MISO’s Futures Report anticipates between 121 GWs and 330 GWs of new generation resources will enter the footprint by 2039, with the majority of these resources using renewable technologies. MISO Futures Report at 4-6, April 2021, https://cdn.misoenergy.org/MISO%20Futures%20Report538224.pdf. MISO attributes this transition to “utility members are making future plans, committing to near and long-term retirements and investments, and announcing increasingly advanced decarbonization goals.” Id. at 1. Interconnection customers play only one of the many roles utility members have in the region. As such, these interconnection customers should not be the only party charged with funding the majority of the transmission system upgrades to accommodate new resources needed to meet other utility member generation, environmental, and decarbonization goals.

The cost allocation principles set forward by MISO include (1) balancing cost causers and beneficiaries (2) ensuring the right load pays, and (3) minimizing unintended consequences with resource investment decisions and operations. Balancing cost causers and beneficiaries is a sound and logical approach. Today’s construct fails to do that as it only allows for interconnection customers to be refunded for 10% of upgrade costs for 345kV and above. This refund amount should be expanded to include all interconnection facilities. Nonetheless, MISO should identify an appropriate balance between assigning LRTP costs to load serving members with goals encouraging concentrations of new resources and the interconnection customers rising to the occasion to assist with meeting those goals. SEIA appreciates that ensuring the “right” load pays is an issue that needs more exploration. However, the fairest and most efficient LRTP cost allocation solution will include utility members from all regions of the MISO footprint. MISO’s concern with efficient investment decisions should be clarified. Locational price signals and member utility initiatives provide economic signals to interconnection customers to enter the market at specific locations. Opaque network upgrade costs should not be used to send such new entry signals. SEIA notes the LRTP can, and has, identified areas with transmission reliability issues. The projects with the greatest reliability and economic benefits should be developed with costs being more fairly attributed to MISO Members.

SEIA encourages MISO to work expeditiously to address the cost allocation piece of the LRTP to ensure some LRTP projects can be folded into MTEP 21 for consideration by the MISO Board of Directors. In the alternative, SEIA encourages MISO to set forth a strict schedule for stakeholder feedback and interaction with the MISO Board of Directors that allows for any needed Tariff changes to be submitted to FERC by the close of Q2 2022. This accelerated timeline will allow for MISO to seek Board approval of any LRTP projects by year-end 2022.

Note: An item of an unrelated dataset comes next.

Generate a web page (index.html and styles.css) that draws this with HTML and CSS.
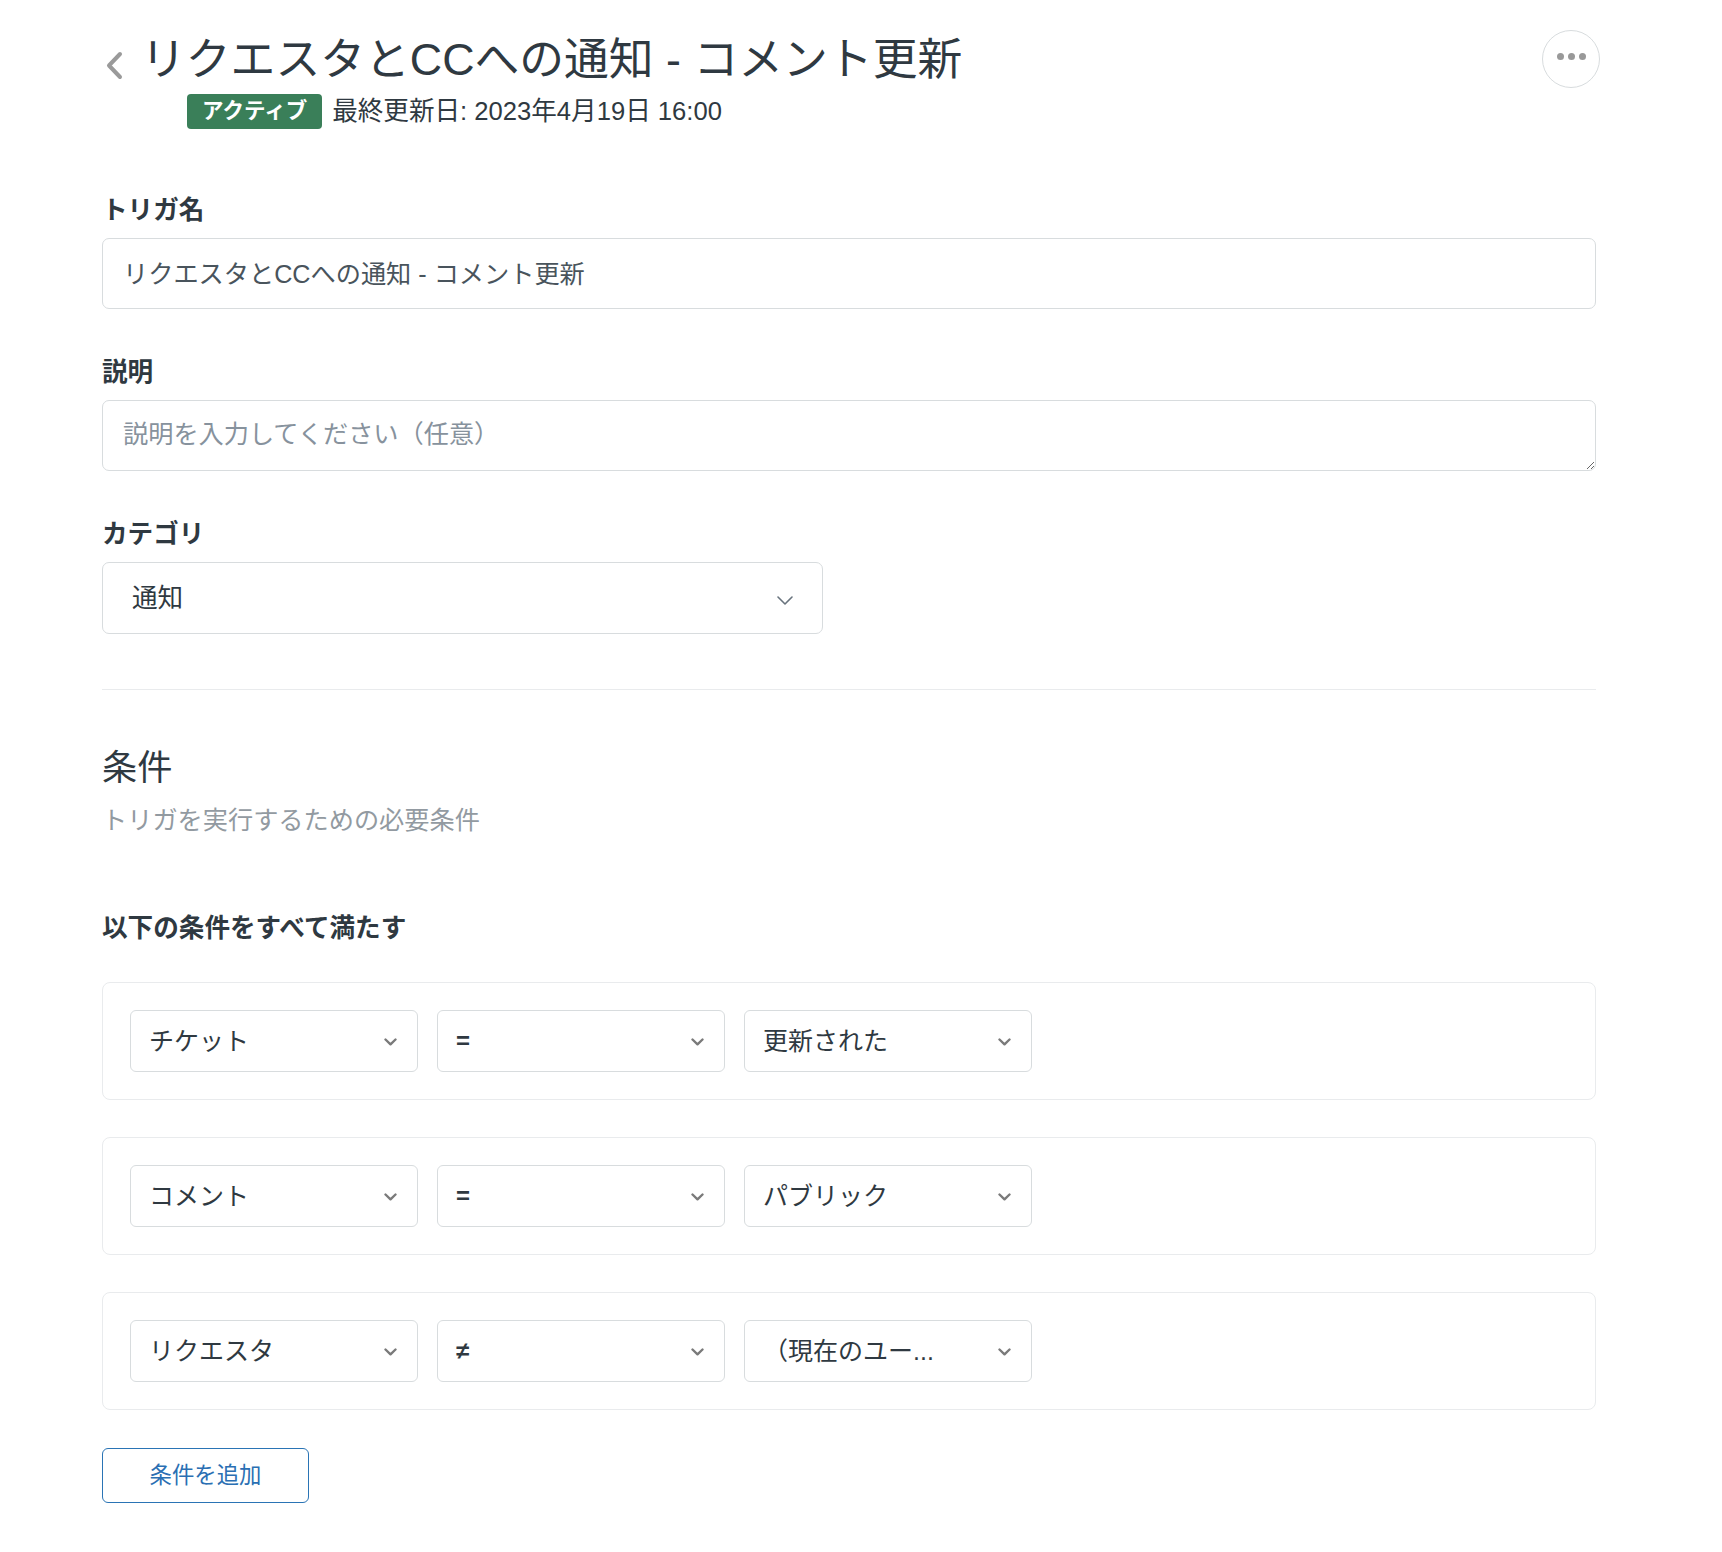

DTE proposes that LRTP costs be allocated in a similar manner to Market Efficiency Projects today.  Specifically, DTE recommends that the Adjusted Production Cost (APC) metric of Section 7.4.1.1 of MISO Business Practice Manual (BPM) 20 and a modified version of the Avoided Reliability Project (ARP) savings metric described in Section 7.4.1.2 of BPM 20 be used to allocate costs to the beneficiaries of LRTP projects. 

Currently, the ARP savings metric is limited to including only projects recommended as a preferred solution targeted for Appendix A.  DTE expects that many major violations of NERC criteria will be found in the LRTP study process for which no projects have been planned, because the LRTP is long-range and evaluates the system under a state of widescale transformation.  Therefore, some modifications to this metric are appropriate to estimate the avoided cost of projects that have not yet been planned.

DTE suggests that a rough exploratory cost metric be used to approximate the avoided cost of these projects based on MISO’s Transmission Cost Estimation Guide, where possible.  For example, avoiding an overload on a 120 kV line could result in an estimated cost savings of $1.5M per mile. Multipliers could also be used to account for large overloads.  For instance, a line with a maximum loading of 165% of its rated capacity could have a cost multiplier of 1.65.  Although such an approach would result in some misestimates that could be avoided with more careful and time-consuming engineering studies, they are not expected to affect cost allocation if the mismatch between these exploratory cost estimates and detailed engineering estimates is evenly distributed across member utilities.

Finally, DTE believes LRTP should focus on mitigation of high overloads (e.g. over 125% of rated capacity) or multiple overloads on parallel facilities.  Small overloads (e.g. 105% of rated capacity) are less certain to occur in the future and can be addressed through the normal planning process, and single-issue overloads should be outside of the scope of LRTP per the “common issue” criteria.  Because LRTP is meant to construct backbone projects to facilitate large-scale power transmission, DTE believes a minimum line voltage threshold of 345 kV and minimum cost threshold of $100 million should be used.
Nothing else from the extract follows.